Each RB has a list of federated APs, which are not fully trusted. Namely, attribute certifications proposed by APs may be checked by the RB to assert its suitability. On the other hand, an RB trusts that a federated AP performs a correct certification, i.e., that when the AP says that attribute A belongs to User U such binding is true (at least, at the time of the certification). Abusive AP certifications cannot be immediately detected by RBs but can be later identified by auditing APs’ certification logs.
Each certificate must possess an AP digital signature, which prevents RBs from forging certificates issued by APs. Therefore, APs do not need to trust on the RBs on which they are federated. However, this also implies that RB cannot issue the PKC of the AP they federate, otherwise RB could forge attribute certifications on behalf of APs. This trust issue can be solved in different ways (for instance, by requiring each AP PKC to have the signature of more than one RB).
CONCLUSION
In this paper we proposed the foundations for a federated ledger for regulated self-sovereignty. The system allows people to keep full control over the ownership and distribution of their attributes, which are critical self-sovereignty requirements, while restricting the set of certified attributes to the ones issued by APs authorized by RBs, also a critical requirement for ensuring SPs about the quality of the attributes presented by people.
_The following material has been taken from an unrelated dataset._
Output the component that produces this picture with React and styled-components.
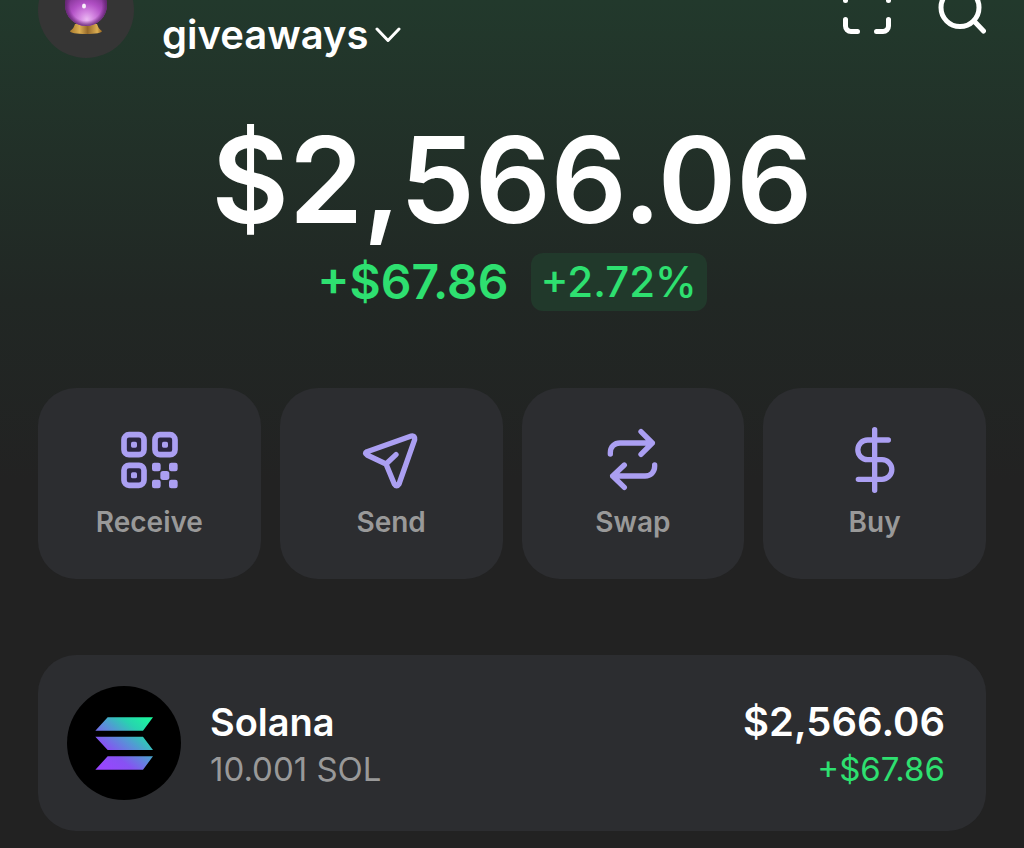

Self-sovereignty is a subject on which interest is growing fast and we will see a rise in research initiatives such as ours. With this in mind, we must be permeable to new findings and concurrent advances relatively to the one presented.
As feature work, we will identify some use cases and we will start to detail and implement a prototype, properly integrated with the applications used by people and a set of SPs. These will be very important for asserting and demonstrating the usefulness of the system to a future world were many services could be remotely provided to properly identified individuals.